Такая большая любовь | страница 39
Тогда Фейеруа пришла мысль вырезать сердечко из старой увольнительной и приложить его к стеклу.
Наутро отекшее лицо Фейеруа осветила широкая улыбка.
— Она приколола на платье брошку в форме сердечка, — заявил он.
— А какое у нее платье?
— В зеленый цветочек.
Прошло еще два дня. И утром Фейеруа, к которому начали, по обыкновению, приставать с вопросами, сказал:
— Сегодня она не проходила.
Это был тот самый день, когда врач, ощупав ногу Фейеруа над культей, покачал головой, внимательно посмотрел на его температурный лист и сделал сестре знак глазами: «Ну, что я говорил!»

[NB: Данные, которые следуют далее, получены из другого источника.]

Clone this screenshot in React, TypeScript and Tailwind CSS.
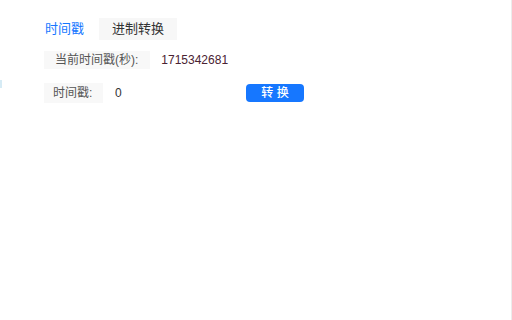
import React, { useState } from 'react';

const App: React.FC = () => {
  const [tab, setTab] = useState<'ts' | 'radix'>('ts');
  const [value, setValue] = useState('0');

  return (
    <div
      className="relative w-[512px] h-[320px] bg-white border-r border-[#ececec] overflow-hidden text-[12px] text-[#333]"
      style={{ fontFamily: '"Liberation Sans", "Noto Sans CJK SC", sans-serif' }}
    >
      {/* left edge marker */}
      <div className="absolute left-0 top-[80px] w-[2px] h-[8px] bg-[#d6ebf5]" />

      <div className="pt-[18px] pl-[32px]">
        {/* Tabs */}
        <div className="flex gap-[2px] text-[13px]">
          <button
            onClick={() => setTab('ts')}
            className={`h-[22px] px-[13px] leading-[22px] ${tab === 'ts' ? 'text-[#1677ff]' : 'text-[#333] bg-[#f7f7f7]'}`}
          >
            时间戳
          </button>
          <button
            onClick={() => setTab('radix')}
            className={`h-[22px] px-[13px] leading-[22px] ${tab === 'radix' ? 'text-[#1677ff]' : 'text-[#333] bg-[#f7f7f7]'}`}
          >
            进制转换
          </button>
        </div>
      </div>

      <div className="pl-[44px]">
        {/* Current timestamp */}
        <div className="mt-[11px] flex items-center">
          <div className="h-[18px] pl-[11px] pr-[12px] leading-[18px] bg-[#f8f8f8] text-[#555]">当前时间戳(秒):</div>
          <div className="ml-[11px] text-[#4a2232]">1715342681</div>
        </div>

        {/* Convert row */}
        <div className="mt-[14px] flex items-center">
          <div className="w-[59px] h-[20px] pl-[9px] leading-[20px] bg-[#f8f8f8] text-[#555]">时间戳:</div>
          <input
            value={value}
            onChange={e => setValue(e.target.value)}
            className="w-[143px] h-[20px] pl-[12px] outline-none bg-transparent text-[#333]"
          />
          <button className="w-[58px] h-[18px] rounded-[4px] bg-[#1677ff] text-white text-[12px] font-medium leading-[18px]">
            转 换
          </button>
        </div>
      </div>
    </div>
  );
};

export default App;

В тот же вечер Фейеруа, взглянув в сторону окна, прошептал:
— Ничего смешного в этом нет.
— В чем? — спросил толстяк Лувьель.
Фейеруа не ответил.
— Так что, сегодня вечером ты ее не видел? — настаивал Лувьель.
— Видел… Она проходила с другим…
— Так, может, это был ее брат!
— Да пошел ты! Все они шлюхи! — сказал Мазаргэ. — Им не сердечко в окне надо показывать, а…
— Заткнись, Мазаргэ! — крикнул парень с дренажом.
В палате воцарилось траурное настроение.
«Если у нее есть парень, это нормально, — думал Лувьель. — Но ведь могла же она хотя бы не ходить с ним так вызывающе под нашими окнами?»
Ночью Фейеруа сильно стонал, а утром так и не вышел из оцепенения, ни разу даже не посмотрев В окно. Палата с пониманием отнеслась к его печали.
А вечером, к удивлению всех, кроме врача, он взял и умер.
Тело его увезли, а койку застелили чистым бельем.
Мазаргэ подозвал медсестру с огромным бюстом и жестами объяснил ей, что хотел бы занять место Фейеруа.
Сестричка явно симпатизировала Мазаргэ, и он перебрался на другую койку.
Всю ночь он не сомкнул глаз. Волны воображения захлестывали его зелеными цветочками, белокурыми косами и розовым телом, чуть присыпанным веснушками.
И как раз, когда Мазаргэ наконец задремал, появилась сестра и подняла штору.
Он сразу проснулся и приник к окну, упершись лбом в стекло, как вопросительный знак.
— Черт! — крикнул он вдруг, упав обратно на подушку.
— Ты чего? Что случилось? Тебе плохо? — галдели раненые.
Мазаргэ изо всех сил пытался вернуть утраченное самообладание.
— Ну да, ясное дело, я с самого начала не сомневался, что Фейеруа нас просто обвел вокруг пальца, — сказал он. — Мне надо было самому убедиться.
По ту сторону окна не было ничего, кроме серой стены и нескольких мусорных куч.
И тогда Лувьель, закованный в белый гипсовый шишак, вдруг почувствовал на лице глупую сырость нежданных слез.